İçeriden dışarıya bir yol, bir labirent. Bir yaşam kaygısı, bir heves barındırmadan kendini o labirentten dışarı atıp, var etme çabası. Kendi kendine bir kıyamet alameti sanki, kuzgunlar arasında. Sesi kendi dağlarında yankılanır ve ırmakları ağaç köklerine iner. Çiy ve sis birbirine karışır bu içlerdenizinde. Her şey bulanık ve gri. Her şey birbirini takip eder ve asla yolu bulamaz. Ovalarında yılkı atları özgürce, dürüstçe koşacaklardır, ovalar ve yılkı atları hariç kimse bilmeden.Karanlık yüce. Karanlık derin. Henüz hiçbir masal yazılmadı, hiçbir masalcı gidip göremedi o derin sırrı. Su ve ateş gibi kendinden daha ince şeylerle, her şey gibi kendinden daha ince şeylerle açıklanamaz. O her şeyin zıddı. Umudunu yürüdüğü o halattan, adını önemli olduğu düşünülen bir şeyden alan o halattan aşağıya yavaşça bıraktı. Nahiflik, hiçbir zaman korunamayan bir kalp, kendini her gün dağlardan yuvarlayan, kendini her gün semanın direklerinde seyahat ettiren bir akıl.

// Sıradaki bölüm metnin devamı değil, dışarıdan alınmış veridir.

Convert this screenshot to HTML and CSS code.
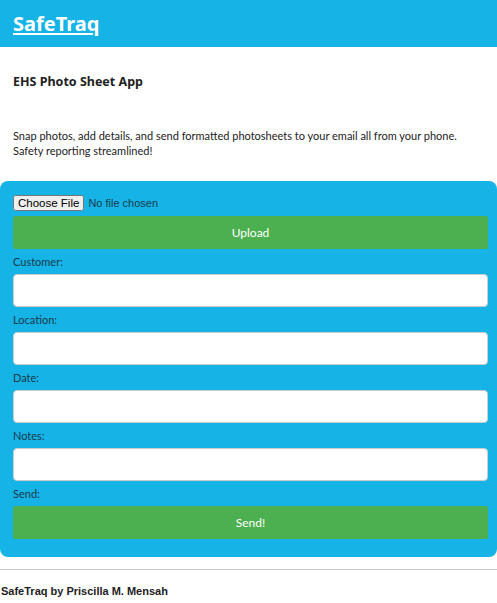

Tehlike. Tekinsizlik. -Yaralarını saracak olanların açtığı yaranın üstüne bastığı yaşamdır.-Tersine bir seyahat. Yataklarda başlayan ve odalara yayılan big bangler. Odalardan evlere ve sokaklara yayılan big bangler. Güneşler ve yıldızlar hep burada varoldu. Nebula bu yastığın arasında parlak, gezegenler yorganın içinde pamuk pamuk, meteorlar burda, iki zihnin alev aldığı bu köşede. Işıltılı bir atlas gibi bedenlerin yatağa yayılışı. Her şey şeklini bilinmezliğin kabında arzuyla alır. Her şeyin tadı tutkunun şerbetinden gelir. Burada, bu kendi ebesine kucak açan oyunlar sokağı, sonunun ne olacağını hiç kestiremediğimiz yaldızlı gece gökleri, alaz alaz yanan parmak uçları, kabarıp duran ummanlar arasında; şefkatle nefret, düğümle bıçak arasında; odaların, nefeslerin, rüyaların arasında; birbirimize tuttuğumuz aynaların arasında, kendimden eksilttiğim ve kendim hariç her şeyi doldurduğum bu yağmanın arasında; burada, bir sarkaç, bir şafak, tutulmak için kimseye ihtiyaç duymayan bir gezegen gibi, usulca duracağım. Zaman en çok kalbini yemeyi sever, çocuklarının. Köklerimiz halen göbek deliğimizden birbirine bağlıdır, kaçacak yer yok. Gökle yer, gündönümleri ve ekinokslar arasında, zorluklardan yıldızlara dek itişe kakışa, elbet, minicik bir şelale gibi taşacak yer buluruz. Elbet buluruz.